(TASK INSTRUCTIONS):
Of the records that follow, copy only the lines from the line containing "Clone this screenshot" to the line containing "w-full h-[39px] bg-white", both included, exactly as written.

(SOURCE RECORDS):
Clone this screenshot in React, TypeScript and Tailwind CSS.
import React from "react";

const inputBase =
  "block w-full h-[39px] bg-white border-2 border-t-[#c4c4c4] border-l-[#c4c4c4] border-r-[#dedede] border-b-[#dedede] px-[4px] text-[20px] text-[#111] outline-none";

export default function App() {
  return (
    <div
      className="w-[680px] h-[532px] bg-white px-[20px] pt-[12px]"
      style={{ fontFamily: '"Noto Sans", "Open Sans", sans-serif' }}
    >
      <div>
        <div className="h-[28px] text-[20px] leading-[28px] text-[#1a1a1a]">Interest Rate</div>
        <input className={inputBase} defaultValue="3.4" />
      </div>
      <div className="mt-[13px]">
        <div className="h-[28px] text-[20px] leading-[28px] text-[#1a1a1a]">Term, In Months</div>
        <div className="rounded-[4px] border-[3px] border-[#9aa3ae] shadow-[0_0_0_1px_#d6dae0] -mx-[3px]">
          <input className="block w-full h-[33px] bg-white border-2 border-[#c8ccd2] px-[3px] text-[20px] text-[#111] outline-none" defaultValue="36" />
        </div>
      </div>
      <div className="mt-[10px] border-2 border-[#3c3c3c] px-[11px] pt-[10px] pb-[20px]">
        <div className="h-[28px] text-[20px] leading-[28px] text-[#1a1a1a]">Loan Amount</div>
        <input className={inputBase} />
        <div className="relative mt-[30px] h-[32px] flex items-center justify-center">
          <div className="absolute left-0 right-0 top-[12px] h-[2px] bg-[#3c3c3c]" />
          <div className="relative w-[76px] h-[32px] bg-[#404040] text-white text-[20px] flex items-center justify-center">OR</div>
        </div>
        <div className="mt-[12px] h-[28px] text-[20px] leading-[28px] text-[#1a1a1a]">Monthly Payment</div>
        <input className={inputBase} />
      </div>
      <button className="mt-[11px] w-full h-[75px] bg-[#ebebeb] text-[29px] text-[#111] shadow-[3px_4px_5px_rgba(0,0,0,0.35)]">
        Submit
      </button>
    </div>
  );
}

---

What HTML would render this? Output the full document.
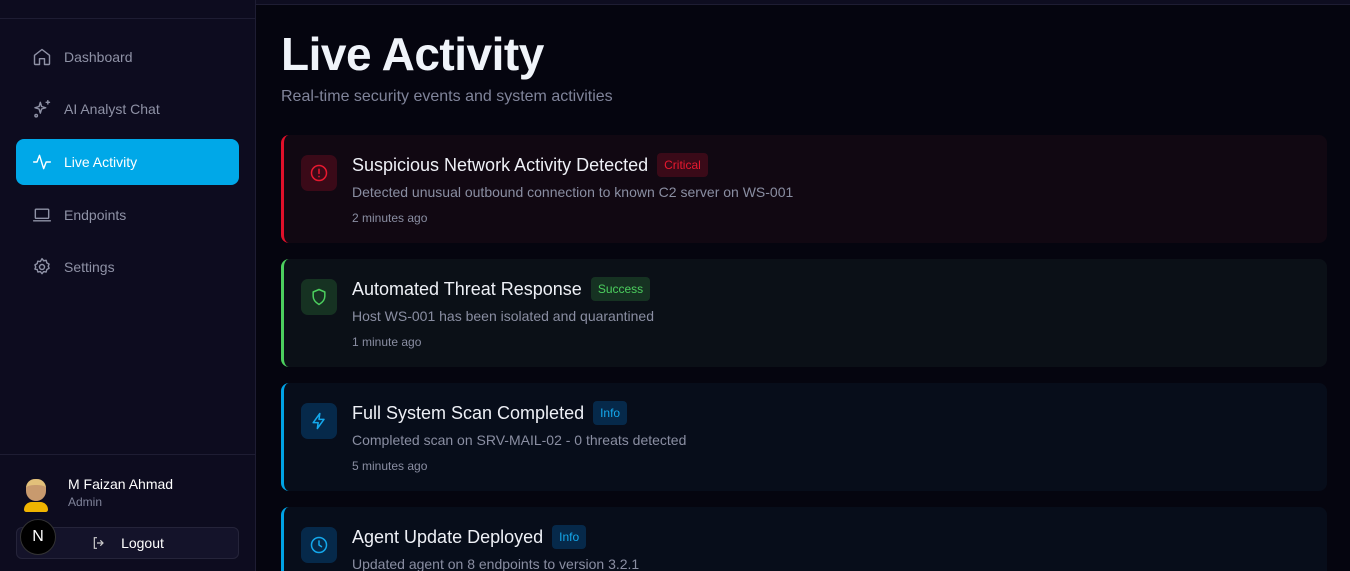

(EXERCISE RESULT):
Clone this screenshot in React, TypeScript and Tailwind CSS.
import React from "react";

const inputBase =
  "block w-full h-[39px] bg-white border-2 border-t-[#c4c4c4] border-l-[#c4c4c4] border-r-[#dedede] border-b-[#dedede] px-[4px] text-[20px] text-[#111] outline-none";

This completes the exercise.